SET TASK => Return only the number of lines holding the word "screenshot".

>> BEGIN

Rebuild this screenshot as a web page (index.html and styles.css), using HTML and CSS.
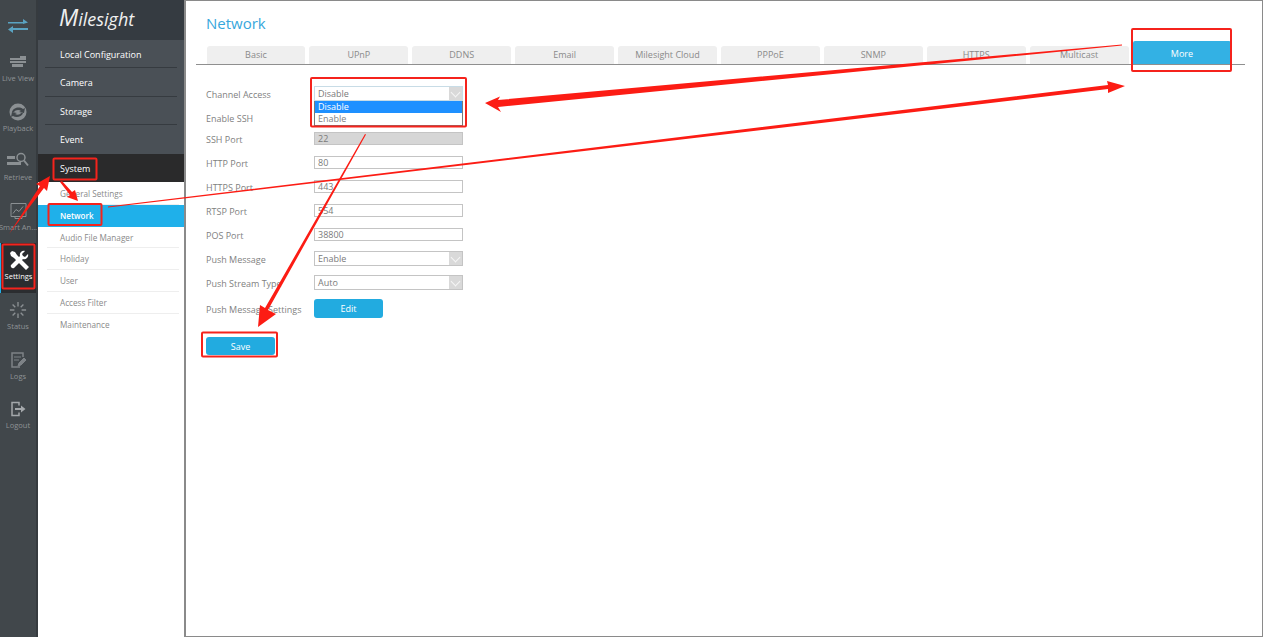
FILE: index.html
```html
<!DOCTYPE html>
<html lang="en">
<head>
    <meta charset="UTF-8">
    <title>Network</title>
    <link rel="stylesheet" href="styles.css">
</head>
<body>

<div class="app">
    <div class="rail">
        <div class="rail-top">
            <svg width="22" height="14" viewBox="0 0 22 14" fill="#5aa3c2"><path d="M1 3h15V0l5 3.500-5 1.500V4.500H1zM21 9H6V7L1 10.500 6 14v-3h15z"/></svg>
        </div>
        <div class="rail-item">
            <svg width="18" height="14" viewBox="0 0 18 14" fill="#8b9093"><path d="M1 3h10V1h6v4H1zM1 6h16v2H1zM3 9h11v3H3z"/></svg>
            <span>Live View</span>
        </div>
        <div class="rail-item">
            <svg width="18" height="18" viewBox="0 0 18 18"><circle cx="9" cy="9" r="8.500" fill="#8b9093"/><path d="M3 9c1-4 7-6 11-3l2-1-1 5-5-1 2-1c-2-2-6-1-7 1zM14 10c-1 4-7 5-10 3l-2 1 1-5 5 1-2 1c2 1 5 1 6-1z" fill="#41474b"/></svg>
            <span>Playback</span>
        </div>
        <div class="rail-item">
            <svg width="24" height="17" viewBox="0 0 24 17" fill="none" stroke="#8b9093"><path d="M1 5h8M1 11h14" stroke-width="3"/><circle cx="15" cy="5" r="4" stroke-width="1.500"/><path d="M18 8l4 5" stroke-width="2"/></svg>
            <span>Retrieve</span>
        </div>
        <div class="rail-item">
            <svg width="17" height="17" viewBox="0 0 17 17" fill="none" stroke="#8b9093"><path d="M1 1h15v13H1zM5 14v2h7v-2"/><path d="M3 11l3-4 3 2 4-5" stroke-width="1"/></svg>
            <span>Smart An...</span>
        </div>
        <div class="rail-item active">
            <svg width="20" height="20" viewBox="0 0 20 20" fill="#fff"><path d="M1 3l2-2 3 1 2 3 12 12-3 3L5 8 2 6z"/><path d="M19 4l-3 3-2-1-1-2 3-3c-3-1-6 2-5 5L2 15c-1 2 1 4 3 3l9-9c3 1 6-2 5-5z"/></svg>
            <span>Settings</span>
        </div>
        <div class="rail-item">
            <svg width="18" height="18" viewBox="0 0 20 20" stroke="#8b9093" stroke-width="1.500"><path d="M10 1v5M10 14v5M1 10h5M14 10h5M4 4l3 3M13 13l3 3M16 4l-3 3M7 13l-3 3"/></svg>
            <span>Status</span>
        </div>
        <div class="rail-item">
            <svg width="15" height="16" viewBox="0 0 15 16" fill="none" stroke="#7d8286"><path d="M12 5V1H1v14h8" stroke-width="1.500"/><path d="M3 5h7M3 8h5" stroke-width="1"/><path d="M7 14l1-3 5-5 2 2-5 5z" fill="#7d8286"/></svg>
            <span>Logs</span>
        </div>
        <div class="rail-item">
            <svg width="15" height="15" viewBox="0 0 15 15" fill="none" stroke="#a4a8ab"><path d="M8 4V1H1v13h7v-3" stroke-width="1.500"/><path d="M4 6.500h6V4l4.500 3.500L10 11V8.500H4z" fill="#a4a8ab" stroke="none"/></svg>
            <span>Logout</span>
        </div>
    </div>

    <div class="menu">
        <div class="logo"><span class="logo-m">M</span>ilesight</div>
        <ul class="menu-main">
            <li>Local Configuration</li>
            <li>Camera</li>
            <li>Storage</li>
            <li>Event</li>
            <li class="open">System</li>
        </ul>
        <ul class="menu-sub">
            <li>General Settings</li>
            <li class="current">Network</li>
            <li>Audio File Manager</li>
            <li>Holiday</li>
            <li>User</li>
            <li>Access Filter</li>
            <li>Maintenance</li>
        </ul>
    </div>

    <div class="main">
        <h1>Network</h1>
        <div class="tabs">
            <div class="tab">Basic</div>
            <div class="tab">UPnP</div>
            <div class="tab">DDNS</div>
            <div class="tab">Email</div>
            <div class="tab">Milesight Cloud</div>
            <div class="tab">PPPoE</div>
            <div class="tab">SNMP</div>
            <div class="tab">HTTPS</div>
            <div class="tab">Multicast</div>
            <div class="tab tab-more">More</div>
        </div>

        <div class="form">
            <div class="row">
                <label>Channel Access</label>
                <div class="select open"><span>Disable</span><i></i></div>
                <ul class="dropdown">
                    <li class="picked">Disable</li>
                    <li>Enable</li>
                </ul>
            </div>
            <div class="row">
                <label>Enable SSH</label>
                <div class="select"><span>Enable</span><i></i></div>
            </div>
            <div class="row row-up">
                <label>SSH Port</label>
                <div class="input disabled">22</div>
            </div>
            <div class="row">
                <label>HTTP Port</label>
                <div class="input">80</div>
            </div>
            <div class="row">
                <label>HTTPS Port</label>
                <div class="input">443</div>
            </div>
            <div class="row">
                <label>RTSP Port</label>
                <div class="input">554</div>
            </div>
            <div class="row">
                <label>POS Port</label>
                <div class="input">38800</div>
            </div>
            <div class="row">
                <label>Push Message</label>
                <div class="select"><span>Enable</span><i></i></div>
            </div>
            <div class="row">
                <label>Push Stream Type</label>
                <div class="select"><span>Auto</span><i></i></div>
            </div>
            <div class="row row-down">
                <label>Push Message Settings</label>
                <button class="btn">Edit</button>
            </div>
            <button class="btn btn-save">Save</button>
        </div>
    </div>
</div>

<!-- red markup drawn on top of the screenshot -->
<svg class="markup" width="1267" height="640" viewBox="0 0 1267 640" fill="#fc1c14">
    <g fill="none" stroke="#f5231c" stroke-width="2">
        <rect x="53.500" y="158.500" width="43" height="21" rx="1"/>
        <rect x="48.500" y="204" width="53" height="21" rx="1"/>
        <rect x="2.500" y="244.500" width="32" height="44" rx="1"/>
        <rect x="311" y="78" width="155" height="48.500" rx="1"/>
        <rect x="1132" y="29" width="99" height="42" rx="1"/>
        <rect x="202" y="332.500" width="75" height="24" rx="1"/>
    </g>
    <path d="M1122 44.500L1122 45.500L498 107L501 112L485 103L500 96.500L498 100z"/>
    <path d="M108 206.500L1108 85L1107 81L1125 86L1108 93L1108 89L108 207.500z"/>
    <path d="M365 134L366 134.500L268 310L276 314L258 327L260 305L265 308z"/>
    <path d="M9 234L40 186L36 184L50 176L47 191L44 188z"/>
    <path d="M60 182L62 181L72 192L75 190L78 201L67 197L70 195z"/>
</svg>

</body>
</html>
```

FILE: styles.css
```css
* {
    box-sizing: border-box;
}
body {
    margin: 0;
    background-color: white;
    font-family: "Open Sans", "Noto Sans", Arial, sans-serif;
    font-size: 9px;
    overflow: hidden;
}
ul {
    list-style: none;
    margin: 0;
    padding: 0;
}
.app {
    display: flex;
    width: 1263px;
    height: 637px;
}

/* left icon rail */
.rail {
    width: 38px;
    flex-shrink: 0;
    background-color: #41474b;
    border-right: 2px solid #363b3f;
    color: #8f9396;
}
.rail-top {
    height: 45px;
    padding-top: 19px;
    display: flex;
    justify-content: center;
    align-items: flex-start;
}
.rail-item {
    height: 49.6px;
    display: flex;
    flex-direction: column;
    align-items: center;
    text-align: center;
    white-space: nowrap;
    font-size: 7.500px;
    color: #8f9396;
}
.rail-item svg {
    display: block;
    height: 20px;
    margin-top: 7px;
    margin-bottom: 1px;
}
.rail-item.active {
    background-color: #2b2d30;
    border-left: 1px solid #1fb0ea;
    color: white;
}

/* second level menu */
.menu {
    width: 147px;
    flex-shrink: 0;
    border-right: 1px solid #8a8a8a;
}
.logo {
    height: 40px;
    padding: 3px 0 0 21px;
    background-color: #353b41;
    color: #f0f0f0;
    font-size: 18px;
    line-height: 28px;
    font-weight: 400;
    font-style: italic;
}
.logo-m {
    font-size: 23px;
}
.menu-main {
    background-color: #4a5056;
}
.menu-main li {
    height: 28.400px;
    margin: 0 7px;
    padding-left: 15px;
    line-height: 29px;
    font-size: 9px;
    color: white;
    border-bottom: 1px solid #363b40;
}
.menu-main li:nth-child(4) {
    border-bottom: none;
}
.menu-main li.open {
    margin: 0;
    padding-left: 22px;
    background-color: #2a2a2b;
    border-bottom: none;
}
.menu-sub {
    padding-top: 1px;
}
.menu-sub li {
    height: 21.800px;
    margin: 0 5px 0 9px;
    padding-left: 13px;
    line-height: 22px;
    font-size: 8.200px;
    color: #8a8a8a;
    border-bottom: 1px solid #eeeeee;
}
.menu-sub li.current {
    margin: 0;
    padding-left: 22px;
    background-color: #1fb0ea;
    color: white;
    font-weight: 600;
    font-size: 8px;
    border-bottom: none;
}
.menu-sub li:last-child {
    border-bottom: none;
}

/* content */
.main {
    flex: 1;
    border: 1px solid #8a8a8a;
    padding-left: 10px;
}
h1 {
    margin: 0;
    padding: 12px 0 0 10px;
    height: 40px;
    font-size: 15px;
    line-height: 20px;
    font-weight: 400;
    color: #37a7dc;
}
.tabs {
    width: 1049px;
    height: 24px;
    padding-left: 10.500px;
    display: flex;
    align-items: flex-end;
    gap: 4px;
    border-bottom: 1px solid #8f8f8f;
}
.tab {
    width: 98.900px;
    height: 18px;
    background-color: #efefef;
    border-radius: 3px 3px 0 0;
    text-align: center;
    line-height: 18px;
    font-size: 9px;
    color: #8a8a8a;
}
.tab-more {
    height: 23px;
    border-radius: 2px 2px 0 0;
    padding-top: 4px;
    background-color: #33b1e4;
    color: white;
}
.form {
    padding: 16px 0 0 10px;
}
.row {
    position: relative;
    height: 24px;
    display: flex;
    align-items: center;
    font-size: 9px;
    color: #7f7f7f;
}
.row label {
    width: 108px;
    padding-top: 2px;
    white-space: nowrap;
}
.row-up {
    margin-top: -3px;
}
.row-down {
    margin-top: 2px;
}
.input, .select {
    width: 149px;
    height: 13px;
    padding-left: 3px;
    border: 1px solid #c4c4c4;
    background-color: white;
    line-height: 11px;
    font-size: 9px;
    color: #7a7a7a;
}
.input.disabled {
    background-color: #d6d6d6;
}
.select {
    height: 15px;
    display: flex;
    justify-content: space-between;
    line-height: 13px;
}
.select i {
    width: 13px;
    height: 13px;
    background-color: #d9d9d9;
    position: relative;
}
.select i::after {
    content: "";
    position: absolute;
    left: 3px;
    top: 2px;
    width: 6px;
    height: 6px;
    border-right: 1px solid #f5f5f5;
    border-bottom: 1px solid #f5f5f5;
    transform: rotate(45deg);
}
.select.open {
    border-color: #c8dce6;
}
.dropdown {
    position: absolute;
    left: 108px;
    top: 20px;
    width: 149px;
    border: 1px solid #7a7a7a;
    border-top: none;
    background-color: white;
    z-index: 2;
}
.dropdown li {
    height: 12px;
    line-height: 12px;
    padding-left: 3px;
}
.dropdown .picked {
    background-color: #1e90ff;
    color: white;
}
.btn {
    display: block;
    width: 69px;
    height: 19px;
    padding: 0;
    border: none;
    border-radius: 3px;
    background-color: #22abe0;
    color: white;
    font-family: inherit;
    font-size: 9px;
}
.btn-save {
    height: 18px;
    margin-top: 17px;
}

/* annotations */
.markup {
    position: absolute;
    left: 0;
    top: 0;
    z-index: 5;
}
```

>> END

RESPONSE BELOW => 2